Complex Evolution Recurrent Neural Networks (ceRNNs)
This work addresses the need for efficient and effective recurrent neural networks for speech recognition, but it is incremental as it modifies an existing method (uRNNs) by selectively dropping constraints.
The paper tackled the problem of understanding the importance of the unitary property in unitary evolution recurrent neural networks (uRNNs) and their performance on large tasks, proposing complex evolution RNNs (ceRNNs) that drop this property selectively, resulting in a 0.8% absolute WER improvement over baseline LSTM acoustic models in speech recognition.

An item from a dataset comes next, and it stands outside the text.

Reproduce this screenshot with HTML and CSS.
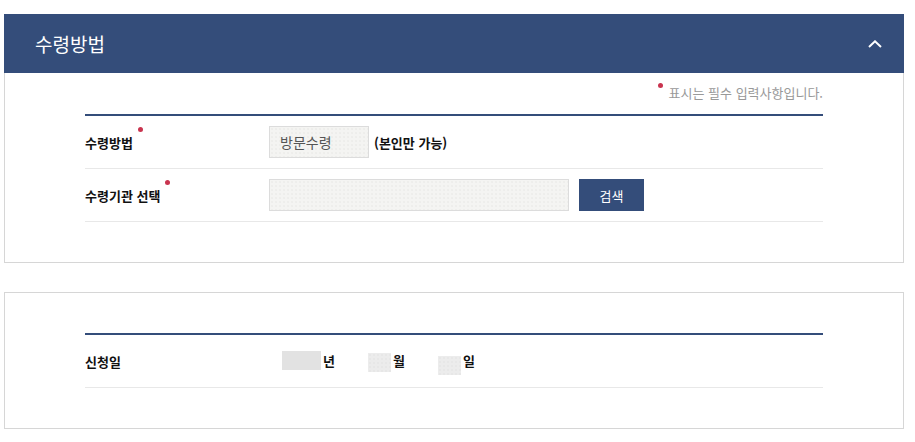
FILE: index.html
```html
<!DOCTYPE html>
<html lang="ko">
<head>
  <meta charset="utf-8">
  <title>수령방법</title>
  <link rel="stylesheet" href="styles.css">
</head>
<body>
  <div class="wrap">
    <section class="panel">
      <div class="panel-head">
        <h2>수령방법</h2>
        <svg class="toggle" viewBox="0 0 14 8" width="14" height="8">
          <path d="M1 7L7 1.3L13 7" fill="none" stroke="white" stroke-width="2"/>
        </svg>
      </div>
      <div class="panel-body">
        <p class="notice"><span class="dot"></span>표시는 필수 입력사항입니다.</p>
        <div class="form-table">
          <div class="row">
            <div class="label req">수령방법</div>
            <div class="field">
              <div class="input small">방문수령</div>
              <span class="hint">(본인만 가능)</span>
            </div>
          </div>
          <div class="row">
            <div class="label req">수령기관 선택</div>
            <div class="field">
              <div class="input wide"></div>
              <button class="btn">검색</button>
            </div>
          </div>
        </div>
      </div>
    </section>

    <section class="panel">
      <div class="panel-body plain">
        <div class="form-table">
          <div class="row">
            <div class="label">신청일</div>
            <div class="field date">
              <span class="sel year"></span><span class="unit">년</span>
              <span class="sel month"></span><span class="unit">월</span>
              <span class="sel day"></span><span class="unit">일</span>
            </div>
          </div>
        </div>
      </div>
    </section>
  </div>
</body>
</html>
```

FILE: styles.css
```css
* {
  box-sizing: border-box;
}
body {
  margin: 0;
  padding: 14px 0 0 4px;
  font-family: "Noto Sans CJK KR", "Noto Sans", sans-serif;
  color: #111;
  background: #fff;
}
.wrap {
  width: 900px;
}
.panel {
  margin-bottom: 29px;
}
.panel-head {
  height: 59px;
  background-color: #344d7a;
  display: flex;
  align-items: center;
  justify-content: space-between;
  padding: 0 22px 0 31px;
}
.panel-head h2 {
  margin: 0;
  font-size: 19px;
  font-weight: normal;
  color: #fff;
}
.toggle {
  display: block;
}
.panel-body {
  border: 1px solid #d6d6d6;
  border-top: none;
  padding: 10px 80px 40px;
}
.panel-body.plain {
  border-top: 1px solid #d6d6d6;
  padding-top: 40px;
}
.notice {
  margin: 0 0 11px;
  height: 20px;
  line-height: 20px;
  text-align: right;
  font-size: 13px;
  color: #999;
}
.dot {
  display: inline-block;
  width: 5px;
  height: 5px;
  border-radius: 50%;
  background-color: #c9344f;
  vertical-align: top;
  margin: 0 6px 0 0;
}
.form-table {
  border-top: 2px solid #344d7a;
}
.row {
  display: flex;
  align-items: center;
  height: 53px;
  border-bottom: 1px solid #e8e8e8;
}
.label {
  width: 184px;
  font-size: 13px;
  font-weight: bold;
  color: #111;
}
.label.req::after {
  content: "";
  display: inline-block;
  width: 5px;
  height: 5px;
  border-radius: 50%;
  background-color: #c9344f;
  margin-left: 5px;
  vertical-align: top;
  position: relative;
  top: -6px;
}
.field {
  display: flex;
  align-items: center;
}
.input {
  height: 32px;
  border: 1px solid #dcdcdc;
  background-color: #f4f4f2;
  background-image: radial-gradient(#e6e6e3 0.6px, transparent 0.8px);
  background-size: 4px 4px;
  font-size: 14px;
  color: #555;
  line-height: 30px;
  padding: 0 10px;
}
.input.small {
  width: 100px;
}
.input.wide {
  width: 300px;
}
.hint {
  margin-left: 5px;
  font-size: 13px;
  font-weight: bold;
}
.btn {
  margin-left: 10px;
  width: 65px;
  height: 32px;
  border: none;
  background-color: #344d7a;
  color: #fff;
  font-family: inherit;
  font-size: 13px;
  padding: 0;
}
.date {
  padding-left: 13px;
  align-items: flex-start;
  height: 40px;
}
.sel {
  display: block;
  height: 19px;
  background-color: #ececec;
  background-image: radial-gradient(#e0e0e0 0.6px, transparent 0.8px);
  background-size: 4px 4px;
}
.sel.year {
  width: 39px;
  margin-top: 10px;
  background-color: #e6e6e6;
  background-image: linear-gradient(to right, #e2e2e2 23px, #ededed 23px);
}
.sel.month {
  width: 23px;
  margin-top: 12px;
  margin-left: 33px;
}
.sel.day {
  width: 23px;
  margin-top: 15px;
  margin-left: 33px;
}
.unit {
  margin-left: 2px;
  margin-top: 10px;
  font-size: 13px;
  font-weight: bold;
  line-height: 20px;
}
```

Unitary Evolution Recurrent Neural Networks (uRNNs) have three attractive properties: (a) the unitary property, (b) the complex-valued nature, and (c) their efficient linear operators. The literature so far does not address -- how critical is the unitary property of the model? Furthermore, uRNNs have not been evaluated on large tasks. To study these shortcomings, we propose the complex evolution Recurrent Neural Networks (ceRNNs), which is similar to uRNNs but drops the unitary property selectively. On a simple multivariate linear regression task, we illustrate that dropping the constraints improves the learning trajectory. In copy memory task, ceRNNs and uRNNs perform identically, demonstrating that their superior performance over LSTMs is due to complex-valued nature and their linear operators. In a large scale real-world speech recognition, we find that pre-pending a uRNN degrades the performance of our baseline LSTM acoustic models, while pre-pending a ceRNN improves the performance over the baseline by 0.8% absolute WER.